Nachdem die BKK24 einer Sonderprüfung unterzogen wurde, hat die Deutsche Rentenversicherung Bund in über einhundert Fällen Klagen gegen deren Bescheide erhoben. Sie argumentiert, dass gemäß § 7a Absatz 1 Satz 2 und 3 SGB IV ausschließlich sie in ihrer Funktion als Clearingstelle berechtigt sei, Bescheide zum versicherungsrechtlichen Status - abhängig beschäftigt oder selbstständig tätig - zu erlassen, weil die Betroffenen Kinder oder Ehegatten des Arbeitgebers seien. Die Klagen haben in den Vorinstanzen Erfolg gehabt. Das Sozialgericht Berlin hat die Statusbescheide wegen Kompetenzwidrigkeit aufgehoben. Das Landessozialgericht Berlin-Brandenburg hat dies bestätigt.
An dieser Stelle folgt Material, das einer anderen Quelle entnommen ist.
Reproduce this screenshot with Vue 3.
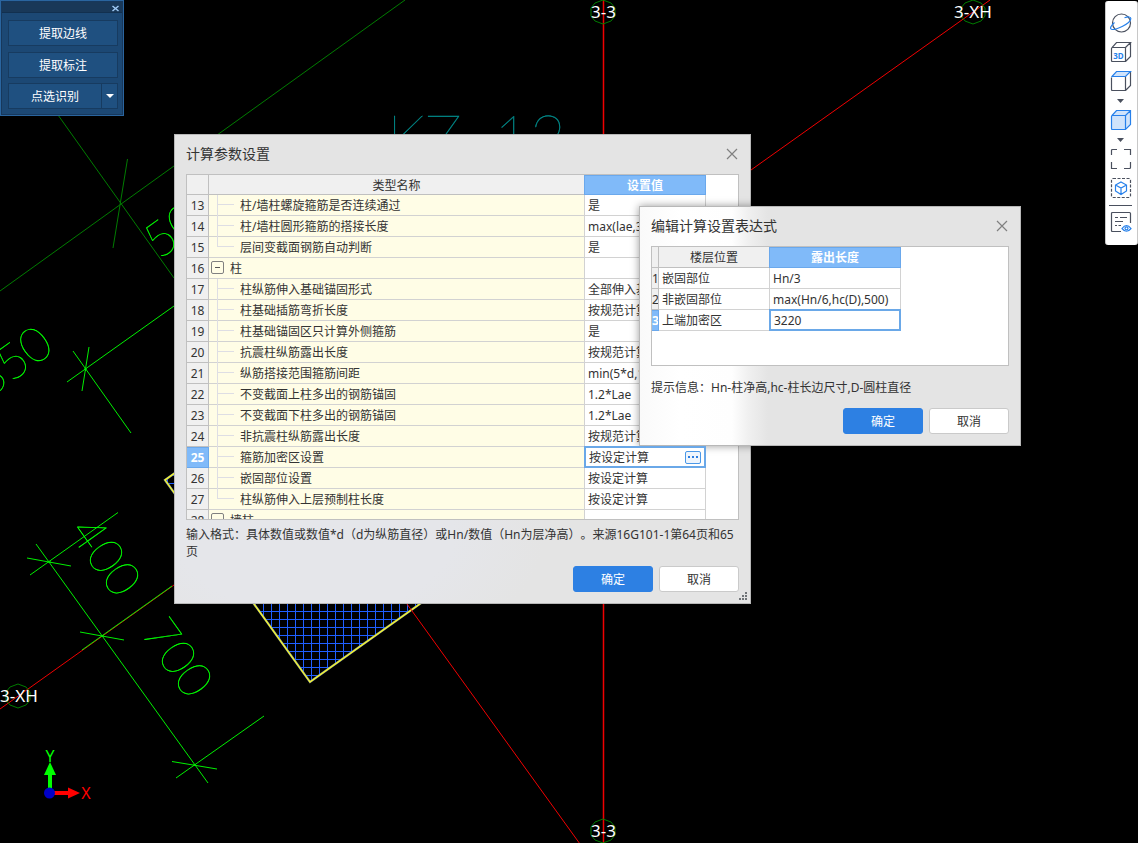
<script setup>
import { ref } from 'vue'

const rows = [
  { n: 13, name: '柱/墙柱螺旋箍筋是否连续通过', value: '是' },
  { n: 14, name: '柱/墙柱圆形箍筋的搭接长度', value: 'max(lae,300)' },
  { n: 15, name: '层间变截面钢筋自动判断', value: '是', last: true },
  { n: 16, name: '柱', value: '', group: true },
  { n: 17, name: '柱纵筋伸入基础锚固形式', value: '全部伸入基底弯折' },
  { n: 18, name: '柱基础插筋弯折长度', value: '按规范计算' },
  { n: 19, name: '柱基础锚固区只计算外侧箍筋', value: '是' },
  { n: 20, name: '抗震柱纵筋露出长度', value: '按规范计算' },
  { n: 21, name: '纵筋搭接范围箍筋间距', value: 'min(5*d,100)' },
  { n: 22, name: '不变截面上柱多出的钢筋锚固', value: '1.2*Lae' },
  { n: 23, name: '不变截面下柱多出的钢筋锚固', value: '1.2*Lae' },
  { n: 24, name: '非抗震柱纵筋露出长度', value: '按规范计算' },
  { n: 25, name: '箍筋加密区设置', value: '按设定计算', active: true },
  { n: 26, name: '嵌固部位设置', value: '按设定计算' },
  { n: 27, name: '柱纵筋伸入上层预制柱长度', value: '按设定计算', last: true },
  { n: 28, name: '墙柱', value: '', group: true }
]

const exprRows = [
  { n: 1, name: '嵌固部位', value: 'Hn/3' },
  { n: 2, name: '非嵌固部位', value: 'max(Hn/6,hc(D),500)' },
  { n: 3, name: '上端加密区', value: '3220', active: true }
]

const setting = ref('按设定计算')
const expression = ref('3220')
</script>

<template>
  <main class="workspace">
    <svg class="drawing" aria-hidden="true">
      <defs>
        <pattern id="mesh" x="7" y="3" width="8" height="8" patternUnits="userSpaceOnUse">
          <path d="M0 .5H8M.5 0V8" stroke="#1f5fff" fill="none" shape-rendering="crispEdges" />
        </pattern>
      </defs>
      <polygon points="165,480 310,682 510,540 365,338" fill="url(#mesh)" />
      <polygon points="165,480 310,682 510,540 365,338" fill="none" stroke="#8a9a90" stroke-width="2.2" />
      <polygon points="165,480 310,682 510,540 365,338" fill="none" stroke="#ffff20" stroke-width="1.1" />

      <g class="axis-green">
        <path d="M0 291L405 0M58 115L174 278M127.5 159L113 248" />
      </g>
      <g class="axis-red">
        <path d="M990 0L751 170M0 709L174 585M407 604L580 844" />
        <path d="M603.500 0V843" stroke-width="1.500" />
      </g>
      <g class="dim">
        <path d="M67 382L174 306M73 351L131 433M89 347L82 391" />
        <path d="M36 544L208 783M27 558L71 566M80 632L124 640M172 761.5L217 769" />
        <path d="M30 575L118 512.5M82 650L172 586M176 778L264 716" />
        <path d="M84 369h3M85.500 368v3M48 562h3M101 636h3M193 765h3" />
      </g>
      <g class="axis-green">
        <polygon v-for="c in [[603, 12], [973, 12], [603, 831], [18, 696]]" :key="c.join()"
          :transform="`translate(${c[0]} ${c[1]})`"
          points="0,-12 8,-9 12,-4 12,4 8,9 0,12 -8,9 -12,4 -12,-4 -8,-9" />
      </g>
      <g class="label">
        <text x="591" y="18">3-3</text>
        <text x="954" y="18">3-XH</text>
        <text x="591" y="837">3-3</text>
        <text x="0" y="702">3-XH</text>
      </g>
      <g class="dim-text">
        <text transform="translate(68 532) rotate(54.500)">400</text>
        <text transform="translate(140 633) rotate(54.500)">700</text>
        <text transform="translate(-12 399) rotate(-35.500)">350</text>
        <text transform="translate(159 260) rotate(-35.500)">50</text>
      </g>
      <g class="mark">
        <text x="387" y="160">KZ-</text>
        <text x="494" y="160">12</text>
      </g>
      <path d="M50 790V772" stroke="#0f0" stroke-width="4" />
      <polygon points="50,762 44,775 56,775" fill="#0f0" />
      <path d="M52 793H69" stroke="#f00" stroke-width="4" />
      <polygon points="80,793 68,787.5 68,798.5" fill="#f00" />
      <circle cx="49.500" cy="793" r="5.500" fill="#0000c8" />
      <text class="ucs" x="50" y="762" fill="#0f0">Y</text>
      <text class="ucs" x="86" y="799" fill="#f00">X</text>
    </svg>

    <section class="panel">
      <div class="panel-bar">
        <button class="panel-close" aria-label="关闭">
          <svg width="7" height="7" viewBox="0 0 7 7"><path d="M.5 1L6.500 6M6.500 1L.5 6" /></svg>
        </button>
      </div>
      <div class="panel-body">
        <button class="cmd">提取边线</button>
        <button class="cmd">提取标注</button>
        <div class="split">
          <button class="cmd">点选识别</button>
          <button class="cmd drop" aria-label="更多">
            <svg width="8" height="4" viewBox="0 0 8 4"><path d="M0 0H8L4 4Z" fill="#fff" /></svg>
          </button>
        </div>
      </div>
    </section>

    <nav class="tools">
      <button aria-label="动态观察">
        <svg class="ico" viewBox="0 0 22 22">
          <circle cx="11.500" cy="11" r="9" class="d" />
          <path class="b" d="M4.500 10.500C1 13.500 -.5 16.500 1.500 17.300C5 18.500 20 12 20.800 6.800C21 4.500 18 4.600 14.500 5.800" />
        </svg>
      </button>
      <button aria-label="三维">
        <svg class="ico" viewBox="0 0 22 22">
          <path class="d" d="M2.500 6.500H15.500V20.500H2.500Q1.500 20.500 1.500 19.500V7.500Q1.500 6.500 2.500 6.500ZM2 6.700L6.500 1.500H20.500L15.500 6.500M20.500 1.500V15.500L15.500 20.500" />
          <text x="8.500" y="17.500" class="t3">3D</text>
        </svg>
      </button>
      <button aria-label="顶视图">
        <svg class="ico" viewBox="0 0 22 22">
          <path d="M2 6.500L6.500 1.500H20.500L15.500 6.500Z" fill="#cfe3fb" />
          <path class="d" d="M2.500 6.500H15.500V20.500H2.500Q1.500 20.500 1.500 19.500V7.500M20.500 2V15.500L15.500 20.500" />
          <path class="b" d="M1.500 7L6.500 1.500H20.500L15.500 6.500H2" />
        </svg>
      </button>
      <button class="tri" aria-label="视图选项"><svg width="7" height="4" viewBox="0 0 7 4"><path d="M0 0H7L3.500 4Z" /></svg></button>
      <button aria-label="实体显示">
        <svg class="ico" viewBox="0 0 22 22">
          <path fill="#cfe3fb" d="M2 6.500L6.500 1.500H20.500V15.500L15.500 20.500H2.500Q1.500 20.500 1.500 19.500V7.500Z" />
          <path class="b" d="M2 6.500L6.500 1.500H20.500V15.500L15.500 20.500H2.500Q1.500 20.500 1.500 19.500V7.500ZM2 6.500H15.500V20.500M15.500 6.500L20.500 1.500" />
        </svg>
      </button>
      <button class="tri" aria-label="显示选项"><svg width="7" height="4" viewBox="0 0 7 4"><path d="M0 0H7L3.500 4Z" /></svg></button>
      <button aria-label="全屏">
        <svg class="ico" viewBox="0 0 22 22">
          <path class="d" d="M1.500 7V2.500Q1.500 1.500 2.500 1.500H7M14 1.500H20.500V7M20.500 14V19.500Q20.500 20.500 19.500 20.500H14M7 20.500H1.500V14" />
        </svg>
      </button>
      <button aria-label="局部三维">
        <svg class="ico" viewBox="0 0 22 22">
          <rect class="d" x="1.500" y="1.500" width="19" height="19" rx="1.500" stroke-dasharray="3 1.500" />
          <path class="b" d="M11 5L16.500 8V14L11 17.500L5.500 14V8ZM5.500 8L11 11L16.500 8M11 11V17.500" />
        </svg>
      </button>
      <hr />
      <button aria-label="显示设置">
        <svg class="ico" viewBox="0 0 22 22">
          <path class="d" d="M11 20.500H2.500Q1.500 20.500 1.500 19.500V2.500Q1.500 1.500 2.500 1.500H19.500Q20.500 1.500 20.500 2.500V12M5 6.500H8M10 6.500H17M5 10.500H13M5 14.500H7M8.500 14.500H11" />
          <path class="b" d="M12 17.500Q16.500 11.500 21 17.500Q16.500 23 12 17.500Z" />
          <circle cx="16.500" cy="17.300" r="1.500" class="b" />
        </svg>
      </button>
    </nav>

    <section class="dialog main" role="dialog" aria-labelledby="t1">
      <header>
        <h2 id="t1">计算参数设置</h2>
        <button class="close" aria-label="关闭"><svg width="12" height="12" viewBox="0 0 12 12"><path d="M1 1L11 11M11 1L1 11" /></svg></button>
      </header>
      <div class="grid params">
        <table>
          <thead>
            <tr><th class="no"></th><th>类型名称</th><th class="val sel">设置值</th></tr>
          </thead>
          <tbody>
            <tr v-for="r in rows" :key="r.n">
              <th class="no" :class="{ sel: r.active }">{{ r.n }}</th>
              <td class="name" :class="{ group: r.group, last: r.last }">
                <button v-if="r.group" class="fold" aria-label="折叠"></button>
                <i v-else class="twig"></i>{{ r.name }}
              </td>
              <td>
                <div v-if="r.active" class="editor">
                  <input v-model="setting" aria-label="箍筋加密区设置" />
                  <button class="more" aria-label="编辑"><i></i><i></i><i></i></button>
                </div>
                <template v-else>{{ r.value }}</template>
              </td>
            </tr>
          </tbody>
        </table>
      </div>
      <p>输入格式：具体数值或数值*d（d为纵筋直径）或Hn/数值（Hn为层净高）。来源16G101-1第64页和65页</p>
      <footer>
        <button class="btn primary">确定</button>
        <button class="btn">取消</button>
      </footer>
      <svg class="grip" width="8" height="8" viewBox="0 0 8 8">
        <path d="M6 0h2v2h-2zM3 3h2v2h-2zM6 3h2v2h-2zM0 6h2v2h-2zM3 6h2v2h-2zM6 6h2v2h-2z" />
      </svg>
    </section>

    <section class="dialog expr" role="dialog" aria-labelledby="t2">
      <header>
        <h2 id="t2">编辑计算设置表达式</h2>
        <button class="close" aria-label="关闭"><svg width="12" height="12" viewBox="0 0 12 12"><path d="M1 1L11 11M11 1L1 11" /></svg></button>
      </header>
      <div class="grid exprs">
        <table>
          <thead>
            <tr><th class="no"></th><th>楼层位置</th><th class="val sel">露出长度</th></tr>
          </thead>
          <tbody>
            <tr v-for="r in exprRows" :key="r.n">
              <th class="no" :class="{ sel: r.active }">{{ r.n }}</th>
              <td>{{ r.name }}</td>
              <td>
                <div v-if="r.active" class="editor">
                  <input v-model="expression" aria-label="上端加密区" />
                </div>
                <template v-else>{{ r.value }}</template>
              </td>
            </tr>
          </tbody>
        </table>
      </div>
      <p>提示信息：Hn-柱净高,hc-柱长边尺寸,D-圆柱直径</p>
      <footer>
        <button class="btn primary">确定</button>
        <button class="btn">取消</button>
      </footer>
    </section>
  </main>
</template>

<style>
body {
  background: #000;
}
</style>

<style scoped>
.workspace {
  position: relative;
  min-height: 100vh;
  overflow: hidden;
  background: #000;
  color: #333;
  font: 12px/17px "Noto Sans", "Noto Sans CJK SC", sans-serif;
  text-spacing-trim: space-all;
}
.workspace * {
  box-sizing: border-box;
}
button,
input {
  margin: 0;
  padding: 0;
  border: 0;
  background: none;
  color: inherit;
  font: inherit;
}
.drawing {
  position: absolute;
  inset: 0;
  width: 100%;
  height: 100%;
}
.drawing g {
  fill: none;
}
.axis-green { stroke: #007c00; }
.axis-red { stroke: #f00000; }
.dim { stroke: #00f000; }
.drawing .label {
  fill: #fff;
  font-size: 17px;
}
.drawing .dim-text {
  fill: #00ff00;
  stroke: #00ff00;
  stroke-width: 0.400;
  font: 100 48px Lato, sans-serif;
}
.drawing .mark {
  fill: #009090;
  stroke: #009090;
  stroke-width: 0.300;
  font: 100 62px Lato, sans-serif;
}
.ucs {
  font-size: 16px;
  text-anchor: middle;
}

.panel {
  position: absolute;
  left: 0;
  top: 0;
  width: 124px;
  border: 1px solid #2a659f;
  outline: 1px solid #17385c;
  outline-offset: -2px;
  background: #1c4874;
  color: #fff;
}
.panel-bar {
  display: flex;
  align-items: center;
  justify-content: flex-end;
  height: 12px;
  padding: 3px 4px 0 0;
  background: #193858;
  border-bottom: 1px solid #12304f;
}
.panel-close {
  display: flex;
}
.panel-close path {
  stroke: #9fcaf5;
  stroke-width: 1.500;
}
.panel-body {
  display: flex;
  flex-direction: column;
  gap: 6px;
  padding: 7px 5px 6px 7px;
}
.cmd {
  height: 26px;
  border: 1px solid #173b60;
  background: #1f5080;
}
.split {
  display: flex;
  margin-top: -1px;
}
.split .cmd {
  flex: 1;
}
.split .drop {
  flex: 0 0 16px;
  display: flex;
  align-items: center;
  justify-content: center;
  border-left: 0;
}

.tools {
  position: absolute;
  right: 0;
  top: 1px;
  width: 33px;
  display: flex;
  flex-direction: column;
  align-items: center;
  gap: 7px;
  padding: 11px 2px 12px 0;
  border: 0 solid #c8c8c8;
  border-width: 0 1px;
  border-radius: 3px;
  background: #fff;
}
.tools button {
  display: flex;
}
.ico {
  width: 22px;
  height: 22px;
}
.ico .d {
  fill: none;
  stroke: #4a505e;
  stroke-width: 1.200;
}
.ico .b {
  fill: none;
  stroke: #2680eb;
  stroke-width: 1.200;
}
.t3 {
  fill: #2680eb;
  font-size: 8px;
  font-weight: 700;
  text-anchor: middle;
}
.tools .tri {
  height: 3px;
}
.tri path {
  fill: #4a505e;
}
.tools hr {
  width: 23px;
  height: 1px;
  margin: -1px 0 -2px;
  border: 0;
  background: #4a505e;
}

.dialog {
  position: absolute;
  padding: 0 11px 11px;
  border: 1px solid #b8b8b8;
  background: #e4e4e4;
}
.main {
  left: 174px;
  top: 134px;
  width: 577px;
  background: radial-gradient(ellipse 230px 130px at 140px 400px, #e5e6ea, #e5e6ea 60%, #e4e4e4);
}
.expr {
  left: 639px;
  top: 206px;
  width: 382px;
  background: linear-gradient(90deg, #fafafa, #fff 40px, #fefefe 92px, #f0f0f0 108px, #e4e4e4 128px);
  box-shadow: 0 0 8px rgba(0, 0, 0, 0.4);
}
.dialog header {
  display: flex;
  align-items: center;
  justify-content: space-between;
  height: 39px;
  padding: 0 1px 2px 0;
}
.dialog h2 {
  margin: 0;
  font-size: 14px;
  font-weight: 400;
}
.close {
  display: flex;
}
.close path {
  fill: none;
  stroke: #808080;
  stroke-width: 1.200;
}
.grid {
  overflow: hidden;
  border: 1px solid #c0c0c0;
  background: #fff;
}
.params {
  height: 346px;
  padding-right: 32px;
}
.exprs {
  height: 120px;
  padding-right: 107px;
}
table {
  width: 100%;
  table-layout: fixed;
  border-collapse: separate;
  border-spacing: 0;
}
th,
td {
  position: relative;
  height: 21px;
  padding: 0 3px;
  border: 0 solid #d2d2d2;
  border-width: 0 1px 1px 0;
  overflow: visible;
  white-space: nowrap;
  text-align: left;
  font-weight: 400;
}
th {
  padding: 0;
  border-color: #c0c0c0;
  background: #f0f0f0;
  text-align: center;
}
.params thead th {
  height: 20px;
  padding-top: 2px;
}
.params .no {
  width: 22px;
}
.params .val {
  width: 121px;
}
.exprs .no {
  width: 7px;
  overflow: hidden;
}
.exprs .val {
  width: 131px;
}
th.sel {
  border-color: #6aa8ec;
  background: #80baf9;
  color: #fff;
  font-weight: 700;
  box-shadow: inset 0 1px #6aa8ec, -1px 0 #6aa8ec;
}
.name {
  padding-left: 31px;
  background: #fffde6;
}
.name.group {
  padding-left: 21px;
}
.twig::before,
.twig::after {
  content: "";
  position: absolute;
  left: 8px;
  background: #dedee4;
}
.twig::before {
  top: 0;
  bottom: -1px;
  width: 1px;
}
.last .twig::before {
  bottom: 10px;
}
.twig::after {
  top: 9px;
  width: 17px;
  height: 1px;
}
.fold {
  position: absolute;
  left: 2px;
  top: 3px;
  width: 13px;
  height: 13px;
  border: 1px solid #808080;
  border-radius: 2px;
}
.fold::before {
  content: "";
  position: absolute;
  left: 3px;
  top: 5px;
  width: 5px;
  height: 1px;
  background: #555;
}
.editor {
  position: absolute;
  inset: -1px;
  z-index: 1;
  display: flex;
  align-items: center;
  padding: 0 3px;
  border: 2px solid #6aa8e8;
  background: #fff;
}
.editor input {
  flex: 1;
  min-width: 0;
  height: 17px;
  outline: 0;
}
.more {
  display: flex;
  align-items: center;
  justify-content: center;
  gap: 2px;
  width: 16px;
  height: 13px;
  border: 1px solid #4a98e8;
  border-radius: 2px;
  background: #eef5fd;
}
.more i {
  width: 2px;
  height: 2px;
  background: #2b7de1;
}
.dialog p {
  margin: 6px 0;
}
.expr p {
  margin: 13px 0 12px;
}
.dialog footer {
  display: flex;
  justify-content: flex-end;
  gap: 6px;
}
.btn {
  width: 80px;
  height: 26px;
  border: 1px solid #cacaca;
  border-radius: 3px;
  background: #fff;
}
.btn.primary {
  border-color: #2d80e3;
  background: #2d80e3;
  color: #fff;
}
.grip {
  position: absolute;
  right: 3px;
  bottom: 3px;
  fill: #707478;
}
</style>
Dagegen wendet sich die beklagte BKK24 mit ihren Revisionen. Sie argumentiert unter anderem, die Klagen seien bereits mangels Klagebefugnis unzulässig.
Hinweise zur Medienöffentlichkeit:
Der Senat hat in allen sieben Revisionsverfahren die Medienöffentlichkeit der Entscheidungsverkündung durch Beschluss nach § 169 Absatz 3 Satz 1 Gerichtsverfassungsgesetz unter Auflagen zugelassen. Soweit Pressevertreter hiervon Gebrauch machen wollen, werden sie um vorherige Meldung bei der Pressestelle des Bundessozialgerichts gebeten.
Hinweise zur Rechtslage:
§ 7a SGB IV Anfrageverfahren
(1) 1Die Beteiligten können schriftlich oder elektronisch eine Entscheidung beantragen, ob eine Beschäftigung vorliegt, es sei denn, die Einzugsstelle oder ein anderer Versicherungsträger hatte im Zeitpunkt der Antragstellung bereits ein Verfahren zur Feststellung einer Beschäftigung eingeleitet. 2Die Einzugsstelle hat einen Antrag nach Satz 1 zu stellen, wenn sich aus der Meldung des Arbeitgebers (§ 28a) ergibt, dass der Beschäftigte Ehegatte, Lebenspartner oder Abkömmling des Arbeitgebers oder geschäftsführender Gesellschafter einer Gesellschaft mit beschränkter Haftung ist. 3Über den Antrag entscheidet abweichend von § 28h Absatz 2 die Deutsche Rentenversicherung Bund. (…)
§ 54 Absatz 1 SGG
1Durch Klage kann die Aufhebung eines Verwaltungsakts oder seine Abänderung sowie die Verurteilung zum Erlass eines abgelehnten oder unterlassenen Verwaltungsakts begehrt werden. 2Soweit gesetzlich nichts anderes bestimmt ist, ist die Klage zulässig, wenn der Kläger behauptet, durch den Verwaltungsakt oder durch die Ablehnung oder Unterlassung eines Verwaltungsakts beschwert zu sein.